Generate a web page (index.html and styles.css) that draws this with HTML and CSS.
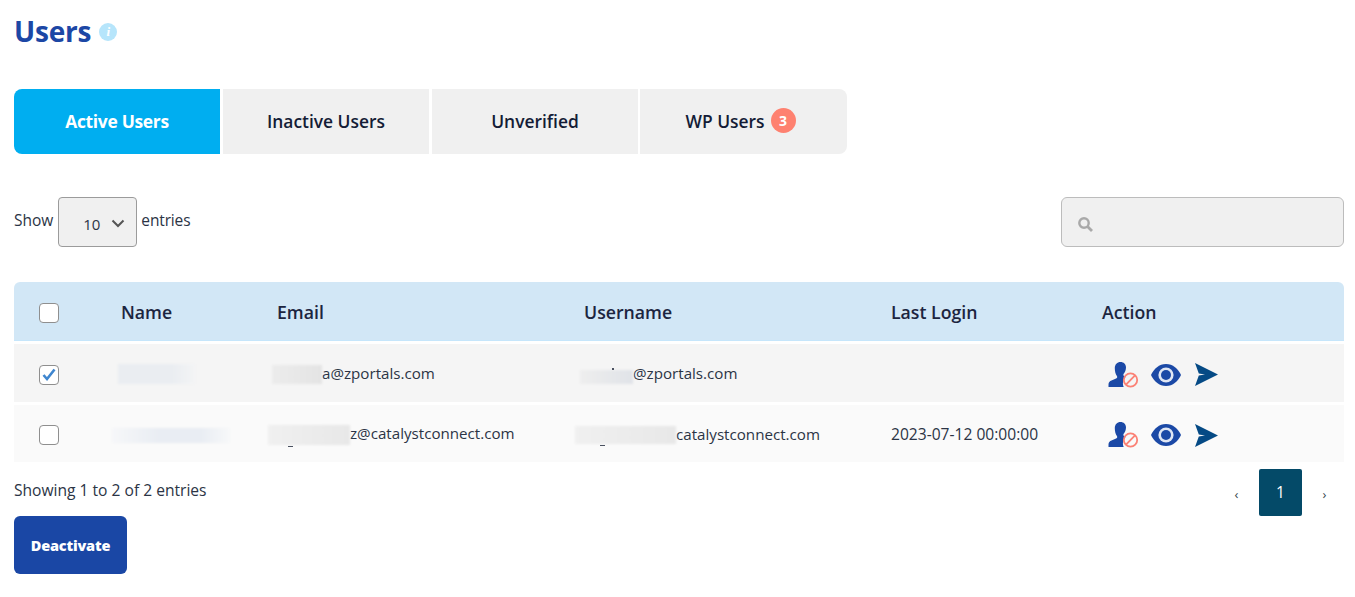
FILE: index.html
```html
<!DOCTYPE html>
<html lang="en">
<head>
<meta charset="utf-8">
<title>Users</title>
<link rel="stylesheet" href="styles.css">
</head>
<body>
<svg class="sprites" width="0" height="0" aria-hidden="true">
  <symbol id="i-user" viewBox="0 0 31 26">
    <path fill="#1b49a6" d="M12.500 0c3.200 0 5.500 2.200 5.500 5.300 0 2.700-1 5-2.300 6.500-.6.800-.5 1.800.3 2.300l1.500.9c-1.700 1.700-2.600 4-2.600 6.400 0 1.300.3 2.500.8 3.600H0.500v-2.600c0-2.200 1.200-3.300 3-4l4.600-1.900c1.200-.5 1.400-1.500.8-2.500C7.600 12.200 6.800 9.500 6.800 6.200 6.800 2.500 9.200 0 12.500 0z"/>
    <circle cx="22.500" cy="18" r="6.700" fill="none" stroke="#fb8276" stroke-width="1.800"/>
    <path d="M18 22.700l9-9.400" stroke="#fb8276" stroke-width="1.800"/>
  </symbol>
  <symbol id="i-eye" viewBox="0 0 30 22">
    <path fill="#1b49a6" d="M15 0c6.800 0 12.200 4.800 15 11-2.800 6.200-8.200 11-15 11S2.800 17.200 0 11C2.800 4.800 8.200 0 15 0z"/>
    <circle cx="15" cy="11" r="7.600" fill="#dfe6f4"/>
    <circle cx="15" cy="11" r="5" fill="#1b49a6"/>
  </symbol>
  <symbol id="i-send" viewBox="0 0 23 23">
    <path fill="#054a85" d="M0 0l23 11.500L0 23l3.800-10.500 6.200-1-6.200-1z"/>
  </symbol>
</svg>

<main class="page">
  <header class="title-row">
    <h1 class="title">Users</h1>
    <span class="info">i</span>
  </header>

  <nav class="tabs">
    <a class="tab tab-active">Active Users</a>
    <a class="tab">Inactive Users</a>
    <a class="tab">Unverified</a>
    <a class="tab">WP Users <span class="badge">3</span></a>
  </nav>

  <section class="controls">
    <div class="length">
      <span>Show</span>
      <div class="select">
        <span>10</span>
        <svg class="chev" width="14" height="9" viewBox="0 0 14 9"><path d="M1.500 1.500L7 7l5.500-5.500" fill="none" stroke="#555" stroke-width="2"/></svg>
      </div>
      <span class="entries">entries</span>
    </div>
    <div class="search">
      <svg width="17" height="17" viewBox="0 0 17 17"><circle cx="7" cy="7" r="4.700" fill="none" stroke="#a9a9a9" stroke-width="2.400"/><path d="M10.500 10.500l4.500 4.500" stroke="#a9a9a9" stroke-width="2.800"/></svg>
    </div>
  </section>

  <table class="users">
    <colgroup>
      <col class="c-check"><col class="c-name"><col class="c-mail"><col class="c-mail"><col class="c-login"><col>
    </colgroup>
    <thead>
      <tr>
        <th class="check-cell"><span class="box"></span></th>
        <th>Name</th><th>Email</th><th>Username</th><th>Last Login</th><th>Action</th>
      </tr>
    </thead>
    <tbody>
      <tr class="row-a">
        <td class="check-cell"><span class="box box-on"><svg width="14" height="13" viewBox="0 0 14 13"><path d="M1.500 7l3.500 4L12.500 1.500" fill="none" stroke="#3f86cf" stroke-width="2.600"/></svg></span></td>
        <td><span class="smudge name-a"></span></td>
        <td><span class="smudge mail-a"></span>a@zportals.com</td>
        <td><span class="smudge user-a"></span>@zportals.com</td>
        <td></td>
        <td class="actions">
          <svg class="a-user"><use href="#i-user"/></svg><svg class="a-eye"><use href="#i-eye"/></svg><svg class="a-send"><use href="#i-send"/></svg>
        </td>
      </tr>
      <tr class="row-b">
        <td class="check-cell"><span class="box"></span></td>
        <td><span class="smudge name-b"></span></td>
        <td><span class="smudge mail-b"></span>z@catalystconnect.com</td>
        <td><span class="smudge user-b"></span>catalystconnect.com</td>
        <td class="date">2023-07-12 00:00:00</td>
        <td class="actions">
          <svg class="a-user"><use href="#i-user"/></svg><svg class="a-eye"><use href="#i-eye"/></svg><svg class="a-send"><use href="#i-send"/></svg>
        </td>
      </tr>
    </tbody>
  </table>

  <footer class="table-foot">
    <div class="foot-left">
      <p class="count">Showing 1 to 2 of 2 entries</p>
      <button class="deactivate">Deactivate</button>
    </div>
    <div class="pager">
      <span class="pg-arrow">‹</span>
      <span class="pg-num">1</span>
      <span class="pg-arrow">›</span>
    </div>
  </footer>
</main>
</body>
</html>
```

FILE: styles.css
```css
* { box-sizing: border-box; }
html, body { margin: 0; padding: 0; background: #fff; }
body {
  font-family: "Open Sans", "Noto Sans", "Liberation Sans", sans-serif;
  font-size: 15.500px;
  color: #2b3445;
}
.sprites { position: absolute; }
.page { width: 1344px; padding-left: 14px; }

.title-row { display: flex; align-items: center; gap: 8px; height: 62px; }
.title { margin: 0; font-size: 28px; font-weight: 700; color: #1c47a5; line-height: 62px; letter-spacing: -.2px; }
.info {
  width: 18px; height: 18px; border-radius: 50%;
  background: #b6e5fb; color: #fff;
  font: italic 700 13px/18px "Liberation Serif", serif;
  text-align: center; margin-top: 2px;
}

.tabs { display: flex; gap: 3px; margin-top: 27px; }
.tab {
  flex: 0 0 206px; height: 65px;
  display: flex; align-items: center; justify-content: center; gap: 6px;
  padding-bottom: 2px;
  background: #f0f0f0; color: #141c36;
  font-size: 17.400px; font-weight: 600;
}
.tab-active { background: #00aef0; color: #fff; border-radius: 8px 0 0 8px; font-weight: 700; letter-spacing: -.3px; }
.tab:last-child { flex-basis: 207px; border-radius: 0 8px 8px 0; margin-left: -1px; padding-right: 6px; }
.badge {
  width: 25px; height: 25px; border-radius: 50%;
  background: #fe8170; color: #fff;
  font-size: 14px; font-weight: 700; line-height: 25px; text-align: center;
}

.controls { display: flex; justify-content: space-between; margin-top: 43px; height: 50px; }
.length { display: flex; align-items: flex-start; gap: 5px; line-height: 47px; }
.entries { margin-left: -1px; letter-spacing: -.15px; }
.select {
  width: 79px; height: 50px;
  display: flex; align-items: center; justify-content: flex-end; gap: 11px;
  padding: 5px 11px 0 0;
  background: #f0f0f0; border: 1px solid #9b9b9b; border-radius: 4px;
  color: #2b3445; font-size: 15px; line-height: 1;
}
.chev { margin-top: -3px; }
.search {
  width: 283px; height: 50px;
  display: flex; align-items: center; padding: 4px 0 0 15px;
  background: #f0f0f0; border: 1px solid #bcbcbc; border-radius: 6px;
}

.users { width: 1330px; margin-top: 35px; border-collapse: separate; border-spacing: 0; table-layout: fixed; }
.c-check { width: 107px; }
.c-name { width: 156px; }
.c-mail { width: 307px; }
.c-login { width: 211px; }
.users th {
  height: 59px; padding: 2px 0 0; text-align: left;
  background: #d2e7f6; border-bottom: 1px solid #c6e6fb;
  color: #1c2540; font-size: 17.700px; font-weight: 600;
}
.users th:first-child { border-radius: 6px 0 0 0; }
.users th:last-child { border-radius: 0 6px 0 0; }
.users td { padding: 1px 0 0; white-space: nowrap; font-size: 15.150px; }
.users .date { font-size: 15.600px; }
.row-a td { background: #f5f5f5; border-top: 3px solid #fff; height: 61px; }
.row-b td { background: #fafafa; border-top: 3px solid #fff; height: 60px; }
.users .check-cell { padding: 3px 0 0 25px; }
.users .actions { padding-top: 3px; }
.box {
  display: flex; align-items: center; justify-content: center;
  width: 20px; height: 20px;
  background: #fff; border: 1px solid #8f8f8f; border-radius: 4px;
}

.smudge { display: inline-block; position: relative; vertical-align: middle; }
.smudge::before { content: ""; position: absolute; inset: 0; background: var(--fill); filter: blur(1px); }
.name-a { --fill: linear-gradient(90deg, #eaedf1 70%, #f3f4f5); width: 77px; height: 20px; margin-left: -3px; }
.mail-a { --fill: linear-gradient(90deg, #ececec, #e4e4e4); width: 50px; height: 19px; margin-left: -5px; }
.user-a { --fill: linear-gradient(90deg, #eeeeee, #e0e3e8); width: 53px; height: 14px; margin-left: -4px; margin-top: 3px; }
.name-b { --fill: linear-gradient(90deg, #f6f7f9, #e9edf3 40%, #e9edf3 75%, #f7f8f9); width: 118px; height: 15px; margin-left: -9px; }
.mail-b { --fill: linear-gradient(90deg, #f0f0f0, #e8e8e8); width: 82px; height: 20px; margin-left: -9px; }
.user-b { --fill: linear-gradient(90deg, #f0f0f0, #e8e8e8); width: 101px; height: 18px; margin-left: -9px; }
.user-a::after, .mail-b::after, .user-b::after { content: ""; position: absolute; background: #4a5160; }
.user-a::after { width: 2px; height: 2px; left: 32px; top: -2px; }
.mail-b::after { width: 5px; height: 1px; left: 20px; bottom: -2px; }
.user-b::after { width: 5px; height: 1px; left: 25px; bottom: -2px; }

.actions svg { display: inline-block; vertical-align: middle; }
.a-user { width: 31px; height: 26px; margin-left: 6px; }
.a-eye { width: 30px; height: 22px; margin-left: 12px; }
.a-send { width: 23px; height: 23px; margin-left: 14px; }

.table-foot { display: flex; justify-content: space-between; width: 1330px; }
.count { margin: 18px 0 0; line-height: 20px; font-size: 15.600px; }
.deactivate {
  display: block; margin-top: 16px; width: 113px; height: 58px; padding: 0;
  background: #1a47a5; color: #fff; border: 0; border-radius: 6px;
  font-family: inherit; font-size: 14.500px; font-weight: 800; letter-spacing: -.2px;
}
.pager { display: flex; align-items: flex-start; gap: 15px; margin-top: 7px; padding-right: 12px; }
.pg-arrow { width: 15px; height: 47px; line-height: 50px; text-align: center; font-size: 13px; color: #37474f; }
.pg-num {
  width: 43px; height: 47px; line-height: 47px; text-align: center;
  background: #044a68; color: #fff; border-radius: 2px; font-size: 15.500px;
}
```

-------

● **Aim**
From the data above, work out how many lines hold "styles". Answer with the number alone.

● **Correct result**
3